Hogan notes that design thinking and crafting creative legal solutions also should involve interaction with clients. In fact, she believes it’s crucial. This points to another aspect of creative thinking for lawyers: It’s more likely to flourish in collaboration, either with colleagues or with clients, or both.

The advice Hogan offers to lawyers and law firms about collaboration is this: Get away from the office and really get to know a client’s business at a deeper level. What are the client’s processes? How is its business changing? What are its customers’ needs, and how are they changing? Then “design” your points of interaction so that you are providing valuable services they can easily access, even when you’re not available.

A collaborative approach, whether internal or external, can help open new possibilities within your own thinking — and help you understand there are other, better ways to conduct your work. And that awakening, in turn, helps inspire your own creative thinking.

How your firm can incorporate creative thinking into its work

You can look at creative thinking, then, as either client-focused or firm-focused. By considering your clients’ needs, you can create new processes to better meet them. What’s more, many clients value a firm open to innovative approaches that can benefit them.

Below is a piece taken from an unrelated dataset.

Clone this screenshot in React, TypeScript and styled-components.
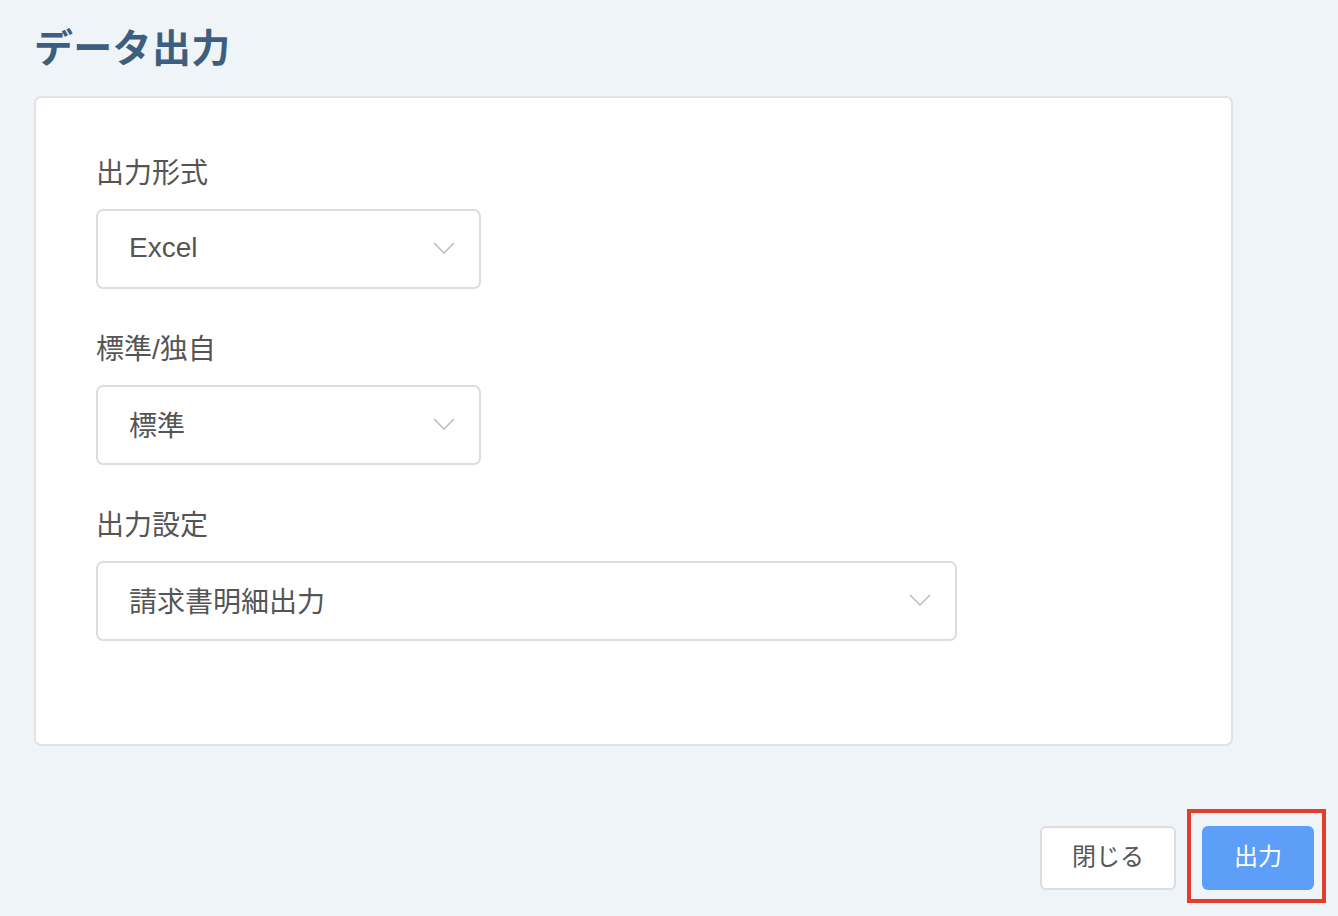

Creative thinking also can be put to work within the firm — between lawyers, and between lawyers and staff. Some examples of internal collaborative approaches that engender creative thinking include:

  • Conducting brainstorming sessions to address specific problems and issues.
  • Establishing an innovation team, which could include a firm’s IT person or department rep.
  • Incorporating (in a way that works for your firm) the practice of highly innovative companies such as Google and 3M, which allot employees a percentage of time to develop their own projects or ideas. This might be particularly appropriate for larger firms or those that work with companies that put a premium on innovation.
  • Tapping outside consultants, resources, and tools that can help guide a firm’s members to think creatively about legal and business management problems.

In short, it’s absolutely true: Lawyers can be creative. In fact, by exercising that creativity, they can be prepared to change and flourish in a profession where more and more clients need creative thinking from their legal counsel. Creative thinking can enrich your practice in numerous ways, adding value to the services you provide and opening your mind to the discovery of new ways to serve.